Source data =
+--
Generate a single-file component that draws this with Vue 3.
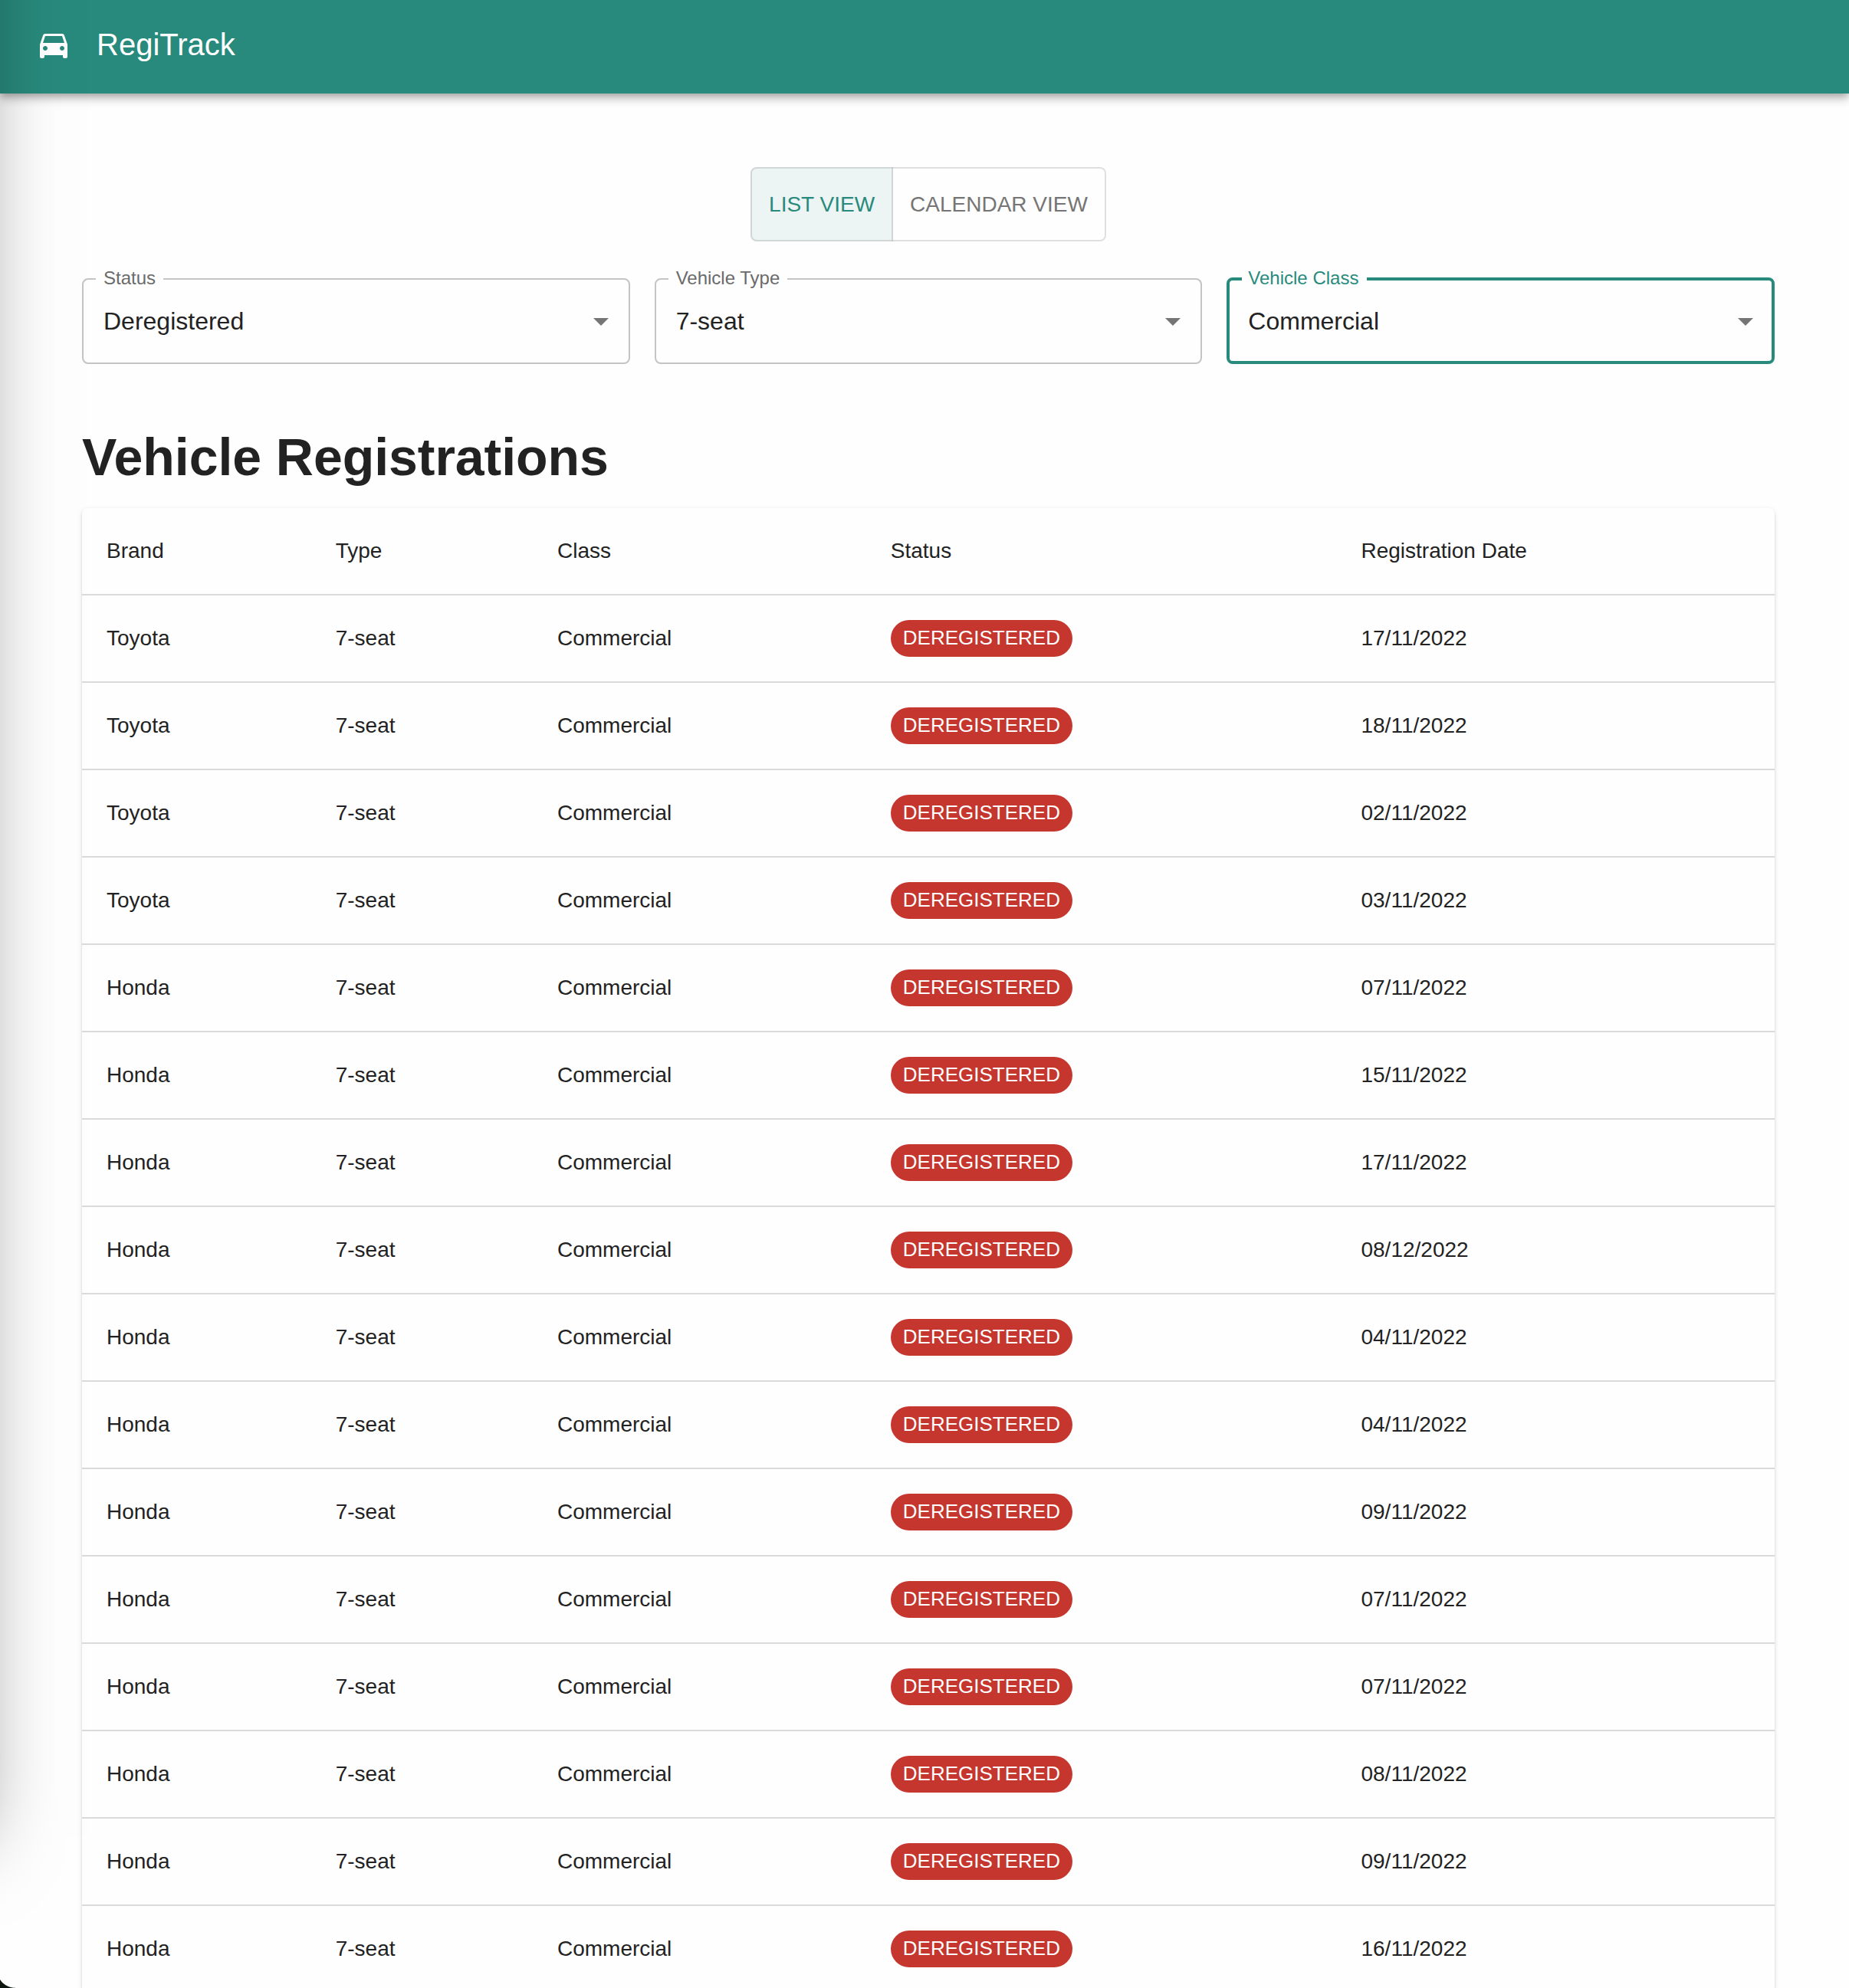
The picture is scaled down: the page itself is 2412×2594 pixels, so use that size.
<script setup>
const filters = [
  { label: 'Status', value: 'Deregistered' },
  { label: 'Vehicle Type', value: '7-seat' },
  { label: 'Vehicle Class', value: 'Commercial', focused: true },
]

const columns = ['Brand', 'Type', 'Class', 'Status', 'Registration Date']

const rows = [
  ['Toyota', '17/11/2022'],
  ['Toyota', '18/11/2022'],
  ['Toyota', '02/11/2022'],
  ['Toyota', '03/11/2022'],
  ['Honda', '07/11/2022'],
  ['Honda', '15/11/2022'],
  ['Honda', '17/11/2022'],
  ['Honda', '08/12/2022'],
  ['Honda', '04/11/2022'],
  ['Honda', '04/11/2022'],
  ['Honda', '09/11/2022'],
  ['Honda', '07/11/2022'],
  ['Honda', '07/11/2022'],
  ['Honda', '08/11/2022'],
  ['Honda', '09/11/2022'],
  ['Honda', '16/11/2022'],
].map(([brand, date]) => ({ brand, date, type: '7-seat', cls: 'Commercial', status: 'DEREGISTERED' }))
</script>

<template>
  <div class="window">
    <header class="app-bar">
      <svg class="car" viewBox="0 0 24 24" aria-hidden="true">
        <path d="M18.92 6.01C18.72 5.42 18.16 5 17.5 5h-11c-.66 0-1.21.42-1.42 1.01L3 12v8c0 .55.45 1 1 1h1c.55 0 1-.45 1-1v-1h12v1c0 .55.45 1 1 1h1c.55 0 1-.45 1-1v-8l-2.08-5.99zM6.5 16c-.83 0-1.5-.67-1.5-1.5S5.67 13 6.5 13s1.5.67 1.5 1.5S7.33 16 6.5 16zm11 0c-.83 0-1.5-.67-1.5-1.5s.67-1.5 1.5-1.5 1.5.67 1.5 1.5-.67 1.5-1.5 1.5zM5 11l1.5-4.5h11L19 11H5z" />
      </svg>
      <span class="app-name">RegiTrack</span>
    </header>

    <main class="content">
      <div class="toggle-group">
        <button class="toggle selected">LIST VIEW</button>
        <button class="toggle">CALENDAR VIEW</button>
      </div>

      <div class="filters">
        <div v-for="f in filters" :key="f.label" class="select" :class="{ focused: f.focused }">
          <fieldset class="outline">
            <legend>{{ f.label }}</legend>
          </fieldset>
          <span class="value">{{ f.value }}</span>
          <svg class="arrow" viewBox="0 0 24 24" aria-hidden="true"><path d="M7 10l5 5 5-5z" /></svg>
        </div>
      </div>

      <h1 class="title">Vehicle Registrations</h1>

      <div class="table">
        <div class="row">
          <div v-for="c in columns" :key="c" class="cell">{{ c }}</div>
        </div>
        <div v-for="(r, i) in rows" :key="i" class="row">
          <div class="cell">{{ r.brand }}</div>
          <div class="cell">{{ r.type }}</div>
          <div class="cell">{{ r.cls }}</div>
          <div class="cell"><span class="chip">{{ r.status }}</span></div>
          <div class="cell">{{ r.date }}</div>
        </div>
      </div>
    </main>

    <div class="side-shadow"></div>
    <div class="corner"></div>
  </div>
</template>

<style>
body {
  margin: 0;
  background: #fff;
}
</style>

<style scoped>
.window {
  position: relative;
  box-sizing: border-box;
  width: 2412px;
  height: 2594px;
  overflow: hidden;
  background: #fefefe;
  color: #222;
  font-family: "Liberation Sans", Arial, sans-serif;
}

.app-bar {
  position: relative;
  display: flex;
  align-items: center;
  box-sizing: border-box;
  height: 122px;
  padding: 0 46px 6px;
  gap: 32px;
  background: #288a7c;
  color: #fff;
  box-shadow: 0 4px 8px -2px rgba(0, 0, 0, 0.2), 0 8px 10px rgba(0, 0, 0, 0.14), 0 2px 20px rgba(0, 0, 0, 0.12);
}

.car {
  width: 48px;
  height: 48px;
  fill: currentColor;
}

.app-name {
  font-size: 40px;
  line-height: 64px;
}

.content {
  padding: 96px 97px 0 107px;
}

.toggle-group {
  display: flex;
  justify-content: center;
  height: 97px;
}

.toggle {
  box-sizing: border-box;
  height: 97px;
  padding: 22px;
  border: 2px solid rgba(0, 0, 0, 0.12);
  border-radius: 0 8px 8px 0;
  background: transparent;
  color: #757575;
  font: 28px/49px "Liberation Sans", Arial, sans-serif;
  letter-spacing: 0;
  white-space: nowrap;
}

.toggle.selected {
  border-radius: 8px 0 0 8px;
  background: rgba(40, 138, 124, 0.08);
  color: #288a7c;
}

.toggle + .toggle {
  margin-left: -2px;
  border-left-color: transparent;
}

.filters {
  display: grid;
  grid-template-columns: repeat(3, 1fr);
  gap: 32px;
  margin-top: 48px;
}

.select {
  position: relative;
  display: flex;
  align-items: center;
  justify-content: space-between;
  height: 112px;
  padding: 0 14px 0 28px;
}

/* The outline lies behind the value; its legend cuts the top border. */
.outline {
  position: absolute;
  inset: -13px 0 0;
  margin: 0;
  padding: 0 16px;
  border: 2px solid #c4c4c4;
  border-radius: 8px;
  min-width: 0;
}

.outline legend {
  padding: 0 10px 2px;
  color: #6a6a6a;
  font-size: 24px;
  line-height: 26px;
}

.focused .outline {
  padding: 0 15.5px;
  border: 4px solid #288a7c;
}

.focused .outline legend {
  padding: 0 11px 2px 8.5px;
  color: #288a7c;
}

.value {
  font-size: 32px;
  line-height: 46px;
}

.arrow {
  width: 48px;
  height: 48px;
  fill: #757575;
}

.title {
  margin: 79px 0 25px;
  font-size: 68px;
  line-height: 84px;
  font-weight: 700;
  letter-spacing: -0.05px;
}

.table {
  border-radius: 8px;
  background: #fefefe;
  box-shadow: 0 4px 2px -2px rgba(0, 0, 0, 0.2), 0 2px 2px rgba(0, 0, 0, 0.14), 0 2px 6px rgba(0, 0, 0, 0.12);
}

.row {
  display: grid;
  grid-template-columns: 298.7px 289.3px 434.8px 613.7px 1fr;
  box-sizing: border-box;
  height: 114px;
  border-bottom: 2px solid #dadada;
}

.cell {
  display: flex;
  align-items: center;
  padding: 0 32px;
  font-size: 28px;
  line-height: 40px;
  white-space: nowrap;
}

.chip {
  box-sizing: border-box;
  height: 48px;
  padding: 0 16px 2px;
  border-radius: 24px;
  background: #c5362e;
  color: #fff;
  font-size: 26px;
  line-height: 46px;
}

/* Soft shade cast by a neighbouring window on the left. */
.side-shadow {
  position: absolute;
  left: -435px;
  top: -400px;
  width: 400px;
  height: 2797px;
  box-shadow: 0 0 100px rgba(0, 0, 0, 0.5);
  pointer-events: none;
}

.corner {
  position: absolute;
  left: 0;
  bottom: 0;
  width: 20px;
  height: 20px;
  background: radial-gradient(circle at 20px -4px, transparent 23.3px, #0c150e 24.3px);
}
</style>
+--
Given request = Repeat the listing above exactly, with no pictures.

Complete response =
Generate a single-file component that draws this with Vue 3.
The picture is scaled down: the page itself is 2412×2594 pixels, so use that size.
<script setup>
const filters = [
  { label: 'Status', value: 'Deregistered' },
  { label: 'Vehicle Type', value: '7-seat' },
  { label: 'Vehicle Class', value: 'Commercial', focused: true },
]

const columns = ['Brand', 'Type', 'Class', 'Status', 'Registration Date']

const rows = [
  ['Toyota', '17/11/2022'],
  ['Toyota', '18/11/2022'],
  ['Toyota', '02/11/2022'],
  ['Toyota', '03/11/2022'],
  ['Honda', '07/11/2022'],
  ['Honda', '15/11/2022'],
  ['Honda', '17/11/2022'],
  ['Honda', '08/12/2022'],
  ['Honda', '04/11/2022'],
  ['Honda', '04/11/2022'],
  ['Honda', '09/11/2022'],
  ['Honda', '07/11/2022'],
  ['Honda', '07/11/2022'],
  ['Honda', '08/11/2022'],
  ['Honda', '09/11/2022'],
  ['Honda', '16/11/2022'],
].map(([brand, date]) => ({ brand, date, type: '7-seat', cls: 'Commercial', status: 'DEREGISTERED' }))
</script>

<template>
  <div class="window">
    <header class="app-bar">
      <svg class="car" viewBox="0 0 24 24" aria-hidden="true">
        <path d="M18.92 6.01C18.72 5.42 18.16 5 17.5 5h-11c-.66 0-1.21.42-1.42 1.01L3 12v8c0 .55.45 1 1 1h1c.55 0 1-.45 1-1v-1h12v1c0 .55.45 1 1 1h1c.55 0 1-.45 1-1v-8l-2.08-5.99zM6.5 16c-.83 0-1.5-.67-1.5-1.5S5.67 13 6.5 13s1.5.67 1.5 1.5S7.33 16 6.5 16zm11 0c-.83 0-1.5-.67-1.5-1.5s.67-1.5 1.5-1.5 1.5.67 1.5 1.5-.67 1.5-1.5 1.5zM5 11l1.5-4.5h11L19 11H5z" />
      </svg>
      <span class="app-name">RegiTrack</span>
    </header>

    <main class="content">
      <div class="toggle-group">
        <button class="toggle selected">LIST VIEW</button>
        <button class="toggle">CALENDAR VIEW</button>
      </div>

      <div class="filters">
        <div v-for="f in filters" :key="f.label" class="select" :class="{ focused: f.focused }">
          <fieldset class="outline">
            <legend>{{ f.label }}</legend>
          </fieldset>
          <span class="value">{{ f.value }}</span>
          <svg class="arrow" viewBox="0 0 24 24" aria-hidden="true"><path d="M7 10l5 5 5-5z" /></svg>
        </div>
      </div>

      <h1 class="title">Vehicle Registrations</h1>

      <div class="table">
        <div class="row">
          <div v-for="c in columns" :key="c" class="cell">{{ c }}</div>
        </div>
        <div v-for="(r, i) in rows" :key="i" class="row">
          <div class="cell">{{ r.brand }}</div>
          <div class="cell">{{ r.type }}</div>
          <div class="cell">{{ r.cls }}</div>
          <div class="cell"><span class="chip">{{ r.status }}</span></div>
          <div class="cell">{{ r.date }}</div>
        </div>
      </div>
    </main>

    <div class="side-shadow"></div>
    <div class="corner"></div>
  </div>
</template>

<style>
body {
  margin: 0;
  background: #fff;
}
</style>

<style scoped>
.window {
  position: relative;
  box-sizing: border-box;
  width: 2412px;
  height: 2594px;
  overflow: hidden;
  background: #fefefe;
  color: #222;
  font-family: "Liberation Sans", Arial, sans-serif;
}

.app-bar {
  position: relative;
  display: flex;
  align-items: center;
  box-sizing: border-box;
  height: 122px;
  padding: 0 46px 6px;
  gap: 32px;
  background: #288a7c;
  color: #fff;
  box-shadow: 0 4px 8px -2px rgba(0, 0, 0, 0.2), 0 8px 10px rgba(0, 0, 0, 0.14), 0 2px 20px rgba(0, 0, 0, 0.12);
}

.car {
  width: 48px;
  height: 48px;
  fill: currentColor;
}

.app-name {
  font-size: 40px;
  line-height: 64px;
}

.content {
  padding: 96px 97px 0 107px;
}

.toggle-group {
  display: flex;
  justify-content: center;
  height: 97px;
}

.toggle {
  box-sizing: border-box;
  height: 97px;
  padding: 22px;
  border: 2px solid rgba(0, 0, 0, 0.12);
  border-radius: 0 8px 8px 0;
  background: transparent;
  color: #757575;
  font: 28px/49px "Liberation Sans", Arial, sans-serif;
  letter-spacing: 0;
  white-space: nowrap;
}

.toggle.selected {
  border-radius: 8px 0 0 8px;
  background: rgba(40, 138, 124, 0.08);
  color: #288a7c;
}

.toggle + .toggle {
  margin-left: -2px;
  border-left-color: transparent;
}

.filters {
  display: grid;
  grid-template-columns: repeat(3, 1fr);
  gap: 32px;
  margin-top: 48px;
}

.select {
  position: relative;
  display: flex;
  align-items: center;
  justify-content: space-between;
  height: 112px;
  padding: 0 14px 0 28px;
}

/* The outline lies behind the value; its legend cuts the top border. */
.outline {
  position: absolute;
  inset: -13px 0 0;
  margin: 0;
  padding: 0 16px;
  border: 2px solid #c4c4c4;
  border-radius: 8px;
  min-width: 0;
}

.outline legend {
  padding: 0 10px 2px;
  color: #6a6a6a;
  font-size: 24px;
  line-height: 26px;
}

.focused .outline {
  padding: 0 15.5px;
  border: 4px solid #288a7c;
}

.focused .outline legend {
  padding: 0 11px 2px 8.5px;
  color: #288a7c;
}

.value {
  font-size: 32px;
  line-height: 46px;
}

.arrow {
  width: 48px;
  height: 48px;
  fill: #757575;
}

.title {
  margin: 79px 0 25px;
  font-size: 68px;
  line-height: 84px;
  font-weight: 700;
  letter-spacing: -0.05px;
}

.table {
  border-radius: 8px;
  background: #fefefe;
  box-shadow: 0 4px 2px -2px rgba(0, 0, 0, 0.2), 0 2px 2px rgba(0, 0, 0, 0.14), 0 2px 6px rgba(0, 0, 0, 0.12);
}

.row {
  display: grid;
  grid-template-columns: 298.7px 289.3px 434.8px 613.7px 1fr;
  box-sizing: border-box;
  height: 114px;
  border-bottom: 2px solid #dadada;
}

.cell {
  display: flex;
  align-items: center;
  padding: 0 32px;
  font-size: 28px;
  line-height: 40px;
  white-space: nowrap;
}

.chip {
  box-sizing: border-box;
  height: 48px;
  padding: 0 16px 2px;
  border-radius: 24px;
  background: #c5362e;
  color: #fff;
  font-size: 26px;
  line-height: 46px;
}

/* Soft shade cast by a neighbouring window on the left. */
.side-shadow {
  position: absolute;
  left: -435px;
  top: -400px;
  width: 400px;
  height: 2797px;
  box-shadow: 0 0 100px rgba(0, 0, 0, 0.5);
  pointer-events: none;
}

.corner {
  position: absolute;
  left: 0;
  bottom: 0;
  width: 20px;
  height: 20px;
  background: radial-gradient(circle at 20px -4px, transparent 23.3px, #0c150e 24.3px);
}
</style>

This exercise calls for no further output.